Sunday, November 14, 2004

Macroeconomics & Microeconomics

Macroeconomics:
The study of the behavior an economy at the aggregate level, as opposed to the level of a specific subgroups or individuals (which is called microeconomics). For example, a macroeconomist might consider the industrial sector, the services sector or the farm sector, but he/she will not consider specific parts of any of these sectors. Factors studies include inflation, unemployment, and industrial production, often with the aim of studying the effect of government policy on these factors.

http://www.wordiq.com/definition/Macroeconomics
Macroeconomics is the study of the entire economy in terms of the total amount of goods and services produced, total income earned, the level of employment of productive resources, and the general behavior of prices. Macroeconomics can be used to analyse how best to influence policy goals such as economic growth, price stability, full employment and the attainment of a sustainable balance of payments.

Until the 1930s most economic analysis concentrated on individual firms and industries. With the Great Depression of the 1930s, however, and the development of the concept of national income and product statistics, the field of macroeconomics began to expand. Particularly influential were the ideas of John Maynard Keynes, who used the concept of aggregate demand to explain fluctuations in output and unemployment. Keynesian economics is based on his ideas.

One of the challenges of economics has been a struggle to reconcile macroeconomic and microeconomic models. Starting in the 1950s, macroeconomists developed micro-based models of macroeconomic behavior (such as the consumption function). Dutch economist Jan Tinbergen developed the first comprehensive national macroeconomic model, which he first built for the Netherlands and later applied to the United States and the United Kingdom after World War II. The first global macroecomomic model, Wharton Econometric Forecasting Associates LINK project, was initiated by Lawrence Klein and was mentioned in his citation for the Bank of Sweden Prize in Economic Sciences in Memory of Alfred Nobel in 1980.

Theorists such as Robert Lucas Jr suggested (in the 1970s) that at least some traditional Keynesian macroeconomic models were questionable as they were not derived from assumptions about individual behavior. However, New Keynesian macroeconomics has generally presented microeconomic models to shore up their macroeconomic theorizing, while the Lucas critique has fallen from favor.

In 2004, the Norwegian Finn E. Kydland and the American Edward C. Prescott, won the Nobel Prize in economy for their work in this area.

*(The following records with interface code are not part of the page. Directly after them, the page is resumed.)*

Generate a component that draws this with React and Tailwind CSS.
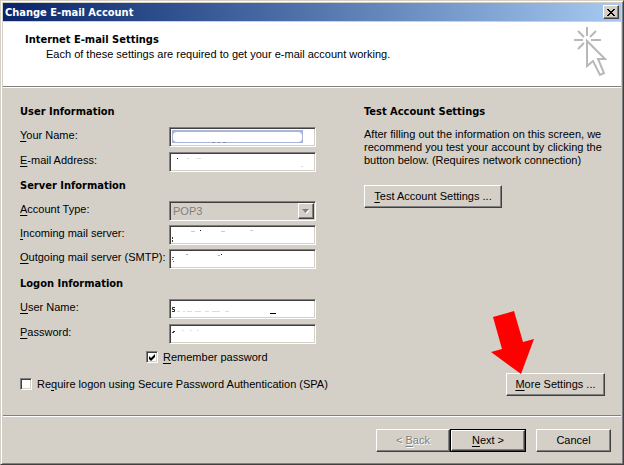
import React from 'react'
import clsx from 'clsx'

const raised = 'border border-t-white border-l-white border-r-[#404040] border-b-[#404040] shadow-[inset_-1px_-1px_0_#808080] bg-[#d4d0c8]'
const sunken = 'border border-t-[#808080] border-l-[#808080] border-r-white border-b-white shadow-[inset_1px_1px_0_#404040,inset_-1px_-1px_0_#d4d0c8]'

const Key = ({ children }) => (
  <span className="underline underline-offset-2">{children}</span>
)

const Button = ({ className, children, ...props }) => (
  <button type="button" className={clsx('h-[23px] whitespace-nowrap', raised, className)} {...props}>
    {children}
  </button>
)

const Heading = ({ children }) => (
  <h2 className="h-4 font-['DejaVu_Sans_Condensed',sans-serif] font-bold leading-[18px]">{children}</h2>
)

const Row = ({ id, label, children }) => (
  <div className="flex h-5 items-start">
    <label htmlFor={id} className="w-[149px] shrink-0 whitespace-nowrap leading-4">{label}</label>
    <div className="relative h-5 flex-1">{children}</div>
  </div>
)

// children are the leftover marks drawn inside the wiped field
const Field = ({ id, label, type = 'text', children }) => (
  <Row id={id} label={label}>
    <input id={id} type={type} className={clsx('block h-5 w-full bg-white px-1 outline-none', sunken)} />
    <svg className="pointer-events-none absolute inset-0" width="147" height="20" viewBox="0 0 147 20" fill="none" aria-hidden="true">
      {children}
    </svg>
  </Row>
)

const Check = ({ id, defaultChecked, children }) => (
  <div className="flex h-[14px] items-center gap-[5px]">
    <span className="relative block size-3">
      <input id={id} type="checkbox" defaultChecked={defaultChecked} className={clsx('peer block size-3 appearance-none bg-white', sunken)} />
      <svg className="pointer-events-none absolute inset-0 hidden peer-checked:block" width="12" height="12" viewBox="0 0 12 12" aria-hidden="true">
        <path d="M3 5L5 7L9 3V6L5 10L3 8Z" fill="#000" />
      </svg>
    </span>
    <label htmlFor={id} className="whitespace-nowrap">{children}</label>
  </div>
)

const TitleBar = () => (
  <div className="flex h-[18px] items-center justify-between bg-linear-to-r from-[#0a246a] to-[#a6caf0] pr-[2px] pl-[2px]">
    <h1 className="font-['DejaVu_Sans_Condensed',sans-serif] font-bold text-white">Change E-mail Account</h1>
    <button type="button" aria-label="Close" className={clsx('flex h-[14px] w-4 items-center justify-center', raised)}>
      <svg width="8" height="7" viewBox="0 0 8 7" shapeRendering="crispEdges" aria-hidden="true">
        <path d="M0 0h2v1h1v1h2v-1h1v-1h2v1h-1v1h-1v1h-1v1h1v1h1v1h1v1h-2v-1h-1v-1h-2v1h-1v1h-2v-1h1v-1h1v-1h1v-1h-1v-1h-1v-1h-1z" fill="#000" />
      </svg>
    </button>
  </div>
)

const Header = () => (
  <div className="mt-px flex justify-between border-b border-[#808080] bg-white pl-[22px] pr-[14px]">
    <div className="pt-[9px]">
      <Heading>Internet E-mail Settings</Heading>
      <p className="pl-[21px] leading-[14px]">Each of these settings are required to get your e-mail account working.</p>
    </div>
    <svg width="34" height="64" viewBox="0 0 34 64" fill="none" stroke="#b8b8b8" strokeWidth="2" aria-hidden="true">
      <path d="M14 5V14M1 18H10M18 18H28M5 9L11 15M23 9L17 15M5 27L11 21" />
      <path d="M14 19V44L20 39L27 53L31 51L25 37H32Z" />
    </svg>
  </div>
)

const App = () => {
  return (
    <div className="flex min-h-screen flex-col border border-t-[#d4d0c8] border-l-[#d4d0c8] border-r-[#404040] border-b-[#404040] bg-[#d4d0c8] p-[2px] font-['Liberation_Sans',sans-serif] text-[11px] leading-[13px] text-black shadow-[inset_1px_1px_0_#fff,inset_-1px_-1px_0_#808080]">
      <TitleBar />
      <Header />

      <main className="flex flex-1 justify-between border-t border-white pt-[15px] pr-4 pb-[19px] pl-[17px]">
        <form className="w-[296px] shrink-0">
          <Heading>User Information</Heading>
          <div className="mt-2 flex flex-col gap-[5px]">
            <Field id="name" label={<><Key>Y</Key>our Name:</>}>
              <rect x="3" y="3" width="131" height="13" fill="#a9b4da" />
              <rect x="4" y="5" width="129" height="10" rx="4" fill="#fff" />
              <path d="M43 15.5h3M49 15.5h2M54 15.5h3" stroke="#889" />
            </Field>
            <Field id="email" label={<><Key>E</Key>-mail Address:</>}>
              <path d="M8 6.500h1" stroke="#222" />
              <path d="M18 6.500h2M28 6.500h4M132 14.500h2" stroke="#ddd" />
            </Field>
          </div>

          <div className="mt-[5px]">
            <Heading>Server Information</Heading>
          </div>
          <div className="mt-2 flex flex-col gap-1">
            <Row id="type" label={<><Key>A</Key>ccount Type:</>}>
              <select id="type" disabled className={clsx('block h-5 w-full appearance-none bg-[#d4d0c8] pl-[3px] text-[#808080] opacity-100', sunken)}>
                <option>POP3</option>
              </select>
              <span className={clsx('pointer-events-none absolute top-[2px] right-[2px] flex h-4 w-4 items-center justify-center', raised)}>
                <svg width="8" height="5" viewBox="0 0 8 5" aria-hidden="true">
                  <path d="M1 1h7L4.500 5z" fill="#fff" />
                  <path d="M0 0h7L3.500 4z" fill="#808080" />
                </svg>
              </span>
            </Row>
            <Field id="incoming" label={<><Key>I</Key>ncoming mail server:</>}>
              <path d="M3.500 12v2M3.500 15v2" stroke="#533" />
              <path d="M22 6.500h4M52 6.500h4M81 5.500h3" stroke="#ccc" />
              <path d="M31 5.500h1" stroke="#222" />
            </Field>
            <Field id="outgoing" label={<><Key>O</Key>utgoing mail server (SMTP):</>}>
              <path d="M3 8.500h2M3 10.500h1M4 12.500h1" stroke="#943" />
              <path d="M17 5.500h2M49 6.500h2" stroke="#aaa" />
              <path d="M52 5.500h1" stroke="#222" />
            </Field>
          </div>

          <div className="mt-[6px]">
            <Heading>Logon Information</Heading>
          </div>
          <div className="mt-2 flex flex-col gap-[5px]">
            <Field id="user" label={<><Key>U</Key>ser Name:</>}>
              <path d="M6 8.500H3.500V10.500H5.500V12.500H3" stroke="#322" />
              <path d="M8 12.500h3M14 12.500h2M18 12.500h5M26 12.500h6M36 12.500h4M43 12.500h8M56 12.500h4" stroke="#ddd" />
              <path d="M101 14.500h6" stroke="#000" />
            </Field>
            <Field id="password" type="password" label={<><Key>P</Key>assword:</>}>
              <path d="M4 7.500h2M3 8.500h2" stroke="#433" />
              <path d="M13 6.500h2M21 6.500h2M28 6.500h2" stroke="#e2e2e2" />
            </Field>
          </div>

          <div className="mt-[6px] pl-[126px]">
            <Check id="remember" defaultChecked><Key>R</Key>emember password</Check>
          </div>
          <div className="mt-[13px]">
            <Check id="spa">Re<Key>q</Key>uire logon using Secure Password Authentication (SPA)</Check>
          </div>
        </form>

        <section className="flex w-[241px] flex-col">
          <Heading>Test Account Settings</Heading>
          <p className="mt-[9px]">
            After filling out the information on this screen, we recommend you test your account by clicking the button below. (Requires network connection)
          </p>
          <Button className="mt-[18px] w-[138px] self-start"><Key>T</Key>est Account Settings ...</Button>
          <div className="relative mt-auto self-end">
            <Button className="w-[99px]"><Key>M</Key>ore Settings ...</Button>
            <svg className="pointer-events-none absolute -top-[62px] -left-[15px]" width="44" height="64" viewBox="0 0 44 64" aria-hidden="true">
              <path d="M2 6L23 0L32 31L43 28L30 63L0 41L11 38Z" fill="#f00" />
            </svg>
          </div>
        </section>
      </main>

      <footer className="flex justify-end border-t border-[#808080] pt-[13px] pr-[10px] pb-[10px] shadow-[inset_0_1px_0_#fff]">
        <Button disabled className="w-[74px] text-[#808080] [text-shadow:1px_1px_0_#fff]">&lt; <Key>B</Key>ack</Button>
        <div className="border border-black">
          <Button className="!h-[21px] w-[74px]"><Key>N</Key>ext &gt;</Button>
        </div>
        <Button className="ml-[10px] w-[75px]">Cancel</Button>
      </footer>
    </div>
  )
}

export default App
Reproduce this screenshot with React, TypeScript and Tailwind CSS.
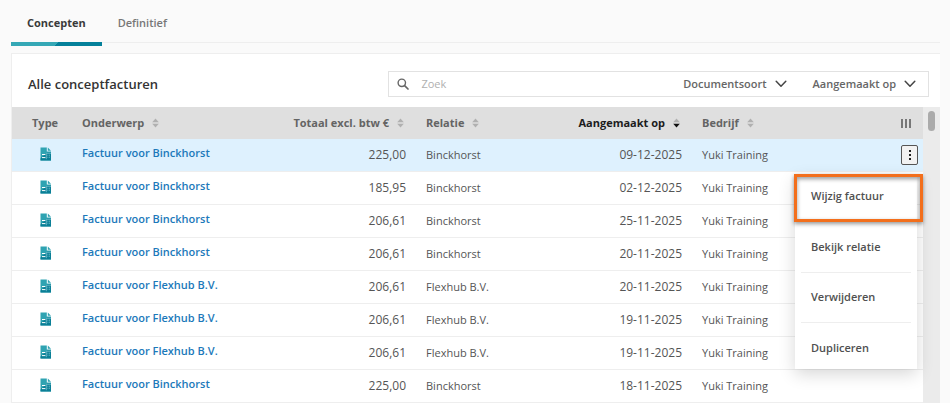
import React, { useState } from 'react';
import clsx from 'clsx';

type Invoice = {
  id: number;
  subject: string;
  total: string;
  relation: string;
  createdAt: string;
  company: string;
};

type SortDirection = 'none' | 'desc';

const invoices: Invoice[] = [
  { id: 1, subject: 'Factuur voor Binckhorst', total: '225,00', relation: 'Binckhorst', createdAt: '09-12-2025', company: 'Yuki Training' },
  { id: 2, subject: 'Factuur voor Binckhorst', total: '185,95', relation: 'Binckhorst', createdAt: '02-12-2025', company: 'Yuki Training' },
  { id: 3, subject: 'Factuur voor Binckhorst', total: '206,61', relation: 'Binckhorst', createdAt: '25-11-2025', company: 'Yuki Training' },
  { id: 4, subject: 'Factuur voor Binckhorst', total: '206,61', relation: 'Binckhorst', createdAt: '20-11-2025', company: 'Yuki Training' },
  { id: 5, subject: 'Factuur voor Flexhub B.V.', total: '206,61', relation: 'Flexhub B.V.', createdAt: '20-11-2025', company: 'Yuki Training' },
  { id: 6, subject: 'Factuur voor Flexhub B.V.', total: '206,61', relation: 'Flexhub B.V.', createdAt: '19-11-2025', company: 'Yuki Training' },
  { id: 7, subject: 'Factuur voor Flexhub B.V.', total: '206,61', relation: 'Flexhub B.V.', createdAt: '19-11-2025', company: 'Yuki Training' },
  { id: 8, subject: 'Factuur voor Binckhorst', total: '225,00', relation: 'Binckhorst', createdAt: '18-11-2025', company: 'Yuki Training' },
];

const SortIcon: React.FC<{ direction?: SortDirection }> = ({ direction = 'none' }) => (
  <svg className="h-2.5 w-[7px] shrink-0" viewBox="0 0 7 10" aria-hidden="true">
    <path d="M3.5 0.5 6.8 4.3H0.2Z" fill="#b0b0b0" />
    <path d="M3.5 9.5 0.2 5.7H6.8Z" fill={direction === 'desc' ? '#111111' : '#b0b0b0'} />
  </svg>
);

const InvoiceIcon: React.FC = () => (
  <svg className="h-3.5 w-3" viewBox="0 0 12 14" role="img" aria-label="Factuur">
    <path d="M0.5 0.5H6.8V4.6H11V13.5H0.5Z" fill="#2fa3b2" />
    <path d="M0.5 13.5V11.6L7 5.6H11V13.5Z" fill="#0a7f96" />
    <path d="M7.8 0.5 11 3.7H7.8Z" fill="#2fa3b2" />
    <path d="M2 7.5H5.4M2 10.6H5.4" stroke="#ffffff" strokeWidth="1" />
    <path d="M6.3 12.2V6.3H11" fill="none" stroke="#9fd6e0" strokeWidth="0.6" />
    <path d="M7.4 8.2H10M7.4 10.2H10" stroke="#8fd0dc" strokeWidth="0.7" strokeDasharray="1 0.6" />
  </svg>
);

const SearchIcon: React.FC = () => (
  <svg className="h-3 w-3 text-[#666666]" viewBox="0 0 12 12" fill="none" stroke="currentColor" aria-hidden="true">
    <circle cx="4.8" cy="4.8" r="3.7" strokeWidth="1.4" />
    <path d="M7.6 7.6 11 11" strokeWidth="1.7" strokeLinecap="round" />
  </svg>
);

const ChevronIcon: React.FC = () => (
  <svg className="h-2 w-3" viewBox="0 0 12 8" fill="none" stroke="#444444" strokeWidth="1.5" strokeLinecap="round" strokeLinejoin="round" aria-hidden="true">
    <path d="M1.2 1.3 6 6.3 10.8 1.3" />
  </svg>
);

const FilterButton: React.FC<{ label: string }> = ({ label }) => (
  <button type="button" className="flex items-center gap-2 whitespace-nowrap text-[#666666]">
    {label}
    <ChevronIcon />
  </button>
);

const Tabs: React.FC<{ active: string; onChange: (tab: string) => void }> = ({ active, onChange }) => (
  <div role="tablist" className="mr-2.5 ml-[11px] flex h-[46px] shrink-0">
    {['Concepten', 'Definitief'].map(tab => (
      <button
        key={tab}
        type="button"
        role="tab"
        aria-selected={active === tab}
        onClick={() => onChange(tab)}
        className={clsx('flex flex-col', active === tab ? 'font-bold text-[#3a3a3a]' : 'font-semibold text-[#777777]')}
      >
        <span className="flex h-[42px] items-center px-4 pt-1">{tab}</span>
        {active === tab ? (
          <span className="h-1 w-full bg-[linear-gradient(135deg,#35a8b6_50%,#04809a_50%)]" />
        ) : (
          <span className="h-px w-full bg-[#eeeeee]" />
        )}
      </button>
    ))}
    <span className="mt-[42px] h-px flex-1 bg-[#eeeeee]" />
  </div>
);

const menuItem = 'flex w-full items-center px-2.5 text-left font-semibold text-[#505050]';

const ActionMenu: React.FC = () => (
  <div role="menu" className="absolute top-9 right-[6px] z-10 w-[122px] bg-white px-1.5 shadow-[0_5px_16px_rgba(0,0,0,0.16)]">
    <button type="button" role="menuitem" className={clsx(menuItem, 'h-12 pb-1.5')}>Wijzig factuur</button>
    <button type="button" role="menuitem" className={clsx(menuItem, 'h-[50px] border-b border-[#eeeeee] pb-0.5')}>Bekijk relatie</button>
    <button type="button" role="menuitem" className={clsx(menuItem, 'h-[50px] border-b border-[#eeeeee] pb-0.5')}>Verwijderen</button>
    <button type="button" role="menuitem" className={clsx(menuItem, 'h-[46px] pt-1')}>Dupliceren</button>
    <span className="pointer-events-none absolute -top-px -right-[6px] -left-px h-12 border-[3px] border-[#f36f1c] shadow-[0_2px_4px_rgba(0,0,0,0.4),inset_0_2px_4px_rgba(0,0,0,0.4)]" />
  </div>
);

const App: React.FC = () => {
  const [activeTab, setActiveTab] = useState('Concepten');
  const [search, setSearch] = useState('');
  const [openMenu, setOpenMenu] = useState<number | null>(1);

  return (
    <div className="flex h-screen flex-col overflow-hidden bg-[#fafafa] font-['Open_Sans',sans-serif] text-[11px] leading-4 text-[#555555]">
      <Tabs active={activeTab} onChange={setActiveTab} />

      <main className="mt-[7px] mr-2.5 ml-[11px] flex min-h-0 flex-1 flex-col border-t border-l border-[#eeeeee] bg-white">
        <div className="flex h-[53px] shrink-0 items-center justify-between pt-1.5 pr-[11px] pl-4">
          <h1 className="text-[13px] font-semibold text-[#333333]">Alle conceptfacturen</h1>
          <div className="flex h-[26px] w-[60%] items-center border border-[#e2e2e2] pr-3">
            <label htmlFor="search" className="flex w-7 justify-center" aria-label="Zoek">
              <SearchIcon />
            </label>
            <input
              id="search"
              type="text"
              value={search}
              onChange={e => setSearch(e.target.value)}
              placeholder="Zoek"
              className="min-w-0 flex-1 pl-1 outline-none placeholder:text-[#b0b0b0]"
            />
            <div className="flex gap-[26px] font-semibold">
              <FilterButton label="Documentsoort" />
              <FilterButton label="Aangemaakt op" />
            </div>
          </div>
        </div>

        <div className="flex min-h-0 flex-1">
          <div className="min-w-0 flex-1">
            <table className="w-full table-fixed border-separate border-spacing-0 whitespace-nowrap">
              <colgroup>
                <col className="w-[60px]" />
                <col />
                <col className="w-[140px]" />
                <col className="w-[144px]" />
                <col className="w-[132px]" />
                <col className="w-[188px]" />
                <col className="w-[43px]" />
              </colgroup>
              <thead>
                <tr className="h-8 bg-[#dfdfdf] text-left text-[#646464]">
                  <th className="pl-5">Type</th>
                  <th className="px-2.5">
                    <span className="flex items-center gap-2">Onderwerp <SortIcon /></span>
                  </th>
                  <th className="pr-3 pl-2.5">
                    <span className="flex items-center justify-end gap-2">Totaal excl. btw € <SortIcon /></span>
                  </th>
                  <th className="px-2.5">
                    <span className="flex items-center gap-2">Relatie <SortIcon /></span>
                  </th>
                  <th className="pr-3 pl-2.5 text-[#1c1c1c]" aria-sort="descending">
                    <span className="flex items-center justify-end gap-2">Aangemaakt op <SortIcon direction="desc" /></span>
                  </th>
                  <th className="px-2.5">
                    <span className="flex items-center gap-2">Bedrijf <SortIcon /></span>
                  </th>
                  <th className="pr-3">
                    <button type="button" aria-label="Kolommen" className="ml-auto flex gap-0.5">
                      <span className="h-[9px] w-0.5 bg-[#777777]" />
                      <span className="h-[9px] w-0.5 bg-[#777777]" />
                      <span className="h-[9px] w-0.5 bg-[#777777]" />
                    </button>
                  </th>
                </tr>
              </thead>
              <tbody>
                {invoices.map(invoice => (
                  <tr
                    key={invoice.id}
                    className={clsx('h-[33px] [&>td]:border-b [&>td]:border-[#eeeeee]', invoice.id === 1 && 'bg-[#def1fe]')}
                  >
                    <td className="pb-0.5 pl-7">
                      <InvoiceIcon />
                    </td>
                    <td className="px-2.5 pb-1">
                      <a href="#" className="font-semibold text-[#1c79ba]">{invoice.subject}</a>
                    </td>
                    <td className="px-2.5 text-right text-xs">{invoice.total}</td>
                    <td className="px-2.5">{invoice.relation}</td>
                    <td className="px-2.5 text-right text-xs">{invoice.createdAt}</td>
                    <td className="px-2.5">{invoice.company}</td>
                    <td className="relative">
                      {invoice.id === 1 && (
                        <button
                          type="button"
                          aria-label="Acties"
                          onClick={() => setOpenMenu(openMenu === invoice.id ? null : invoice.id)}
                          className="mr-[5px] ml-auto flex h-5 w-[17px] flex-col items-center justify-center gap-0.5 rounded-xs border border-[#555555] bg-[#f2f2f2]"
                        >
                          <span className="size-0.5 bg-[#222222]" />
                          <span className="size-0.5 bg-[#222222]" />
                          <span className="size-0.5 bg-[#222222]" />
                        </button>
                      )}
                      {openMenu === invoice.id && <ActionMenu />}
                    </td>
                  </tr>
                ))}
              </tbody>
            </table>
          </div>
          <div className="w-[17px] shrink-0 bg-[#ebebeb] pt-1 pl-[5px]">
            <div className="h-5 w-[7px] rounded-full bg-[#ababab]" />
          </div>
        </div>
      </main>
    </div>
  );
};

export default App;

Today the main schools of macroeconomic thought are as follows:
1) Keynesian economics, which focuses on aggregate demand to explain levels of unemployment and the business cycle. That is, business cycle fluctuations should be reduced through fiscal policy (the government spends more or less depending on the situation) and monetary policy. Early Keynesian macroeconomics was "activist," calling for regular use of policy to stabilize the capitalist economy, while some Keynesians called for the use of incomes policies.
2) Monetarism, led by Milton Friedman, which holds that inflation is always and everywhere a monetary phenomenon. It rejects fiscal policy because it leads to "crowding out" of the private sector. Further, it does not wish to combat inflation or deflation by means of active demand management as in Keynesian economics, but by means of monetary policy rules, such as keeping the rate of growth of the money supply constant over time.
3) Post-Keynesian economics represents a dissent from mainstream Keynesian economics, emphasizing the role of uncertainty and the historical process in macroeconomics.
4) New classical economics, which emphasises the idea of rational expectations. Their original theoretical impetus was the charge that Keynesian economics lacks microeconomic foundations -- i.e. its assertions are not founded in basic economic theory. This school emerged during the 1970s. This school assumed that at any one time, there was only one "market clearing" equilibrium and that the economy automatically gravitated to that equilibrium. Fluctuations occurred due to changes in potential output, i.e., changes in aggregate supply.
5) New Keynesian economics, which developed partly in response to new classical economics. It strives to provide microeconomic foundations to Keynesian economics by showing how imperfect markets can justify demand management.
6) Supply-side economics, which deliniates quite clearly the roles of monetary policy and fiscal policy. The focus for monetary policy should be purely on the price of money as determined by the supply of money and the demand for money. It advocates a monetary policy that directly targets the value of money and does not target interest rates at all. Typically the value of money is measured by reference to gold or some other reference. The focus of fiscal policy is to raise revenue for worthy government investments with a clear recognition of the impact that taxation has on domestic trade.
7) Austrian macroeconomics presents another laissez-faire school of macroeconomics. It focuses on the business cycle that arises from government or central-bank interference that leads to deviations from the natural rate of interest.

Microeconomics
The study of the behavior of small economic units, such as that of individual consumers or households. opposite of macroeconomics.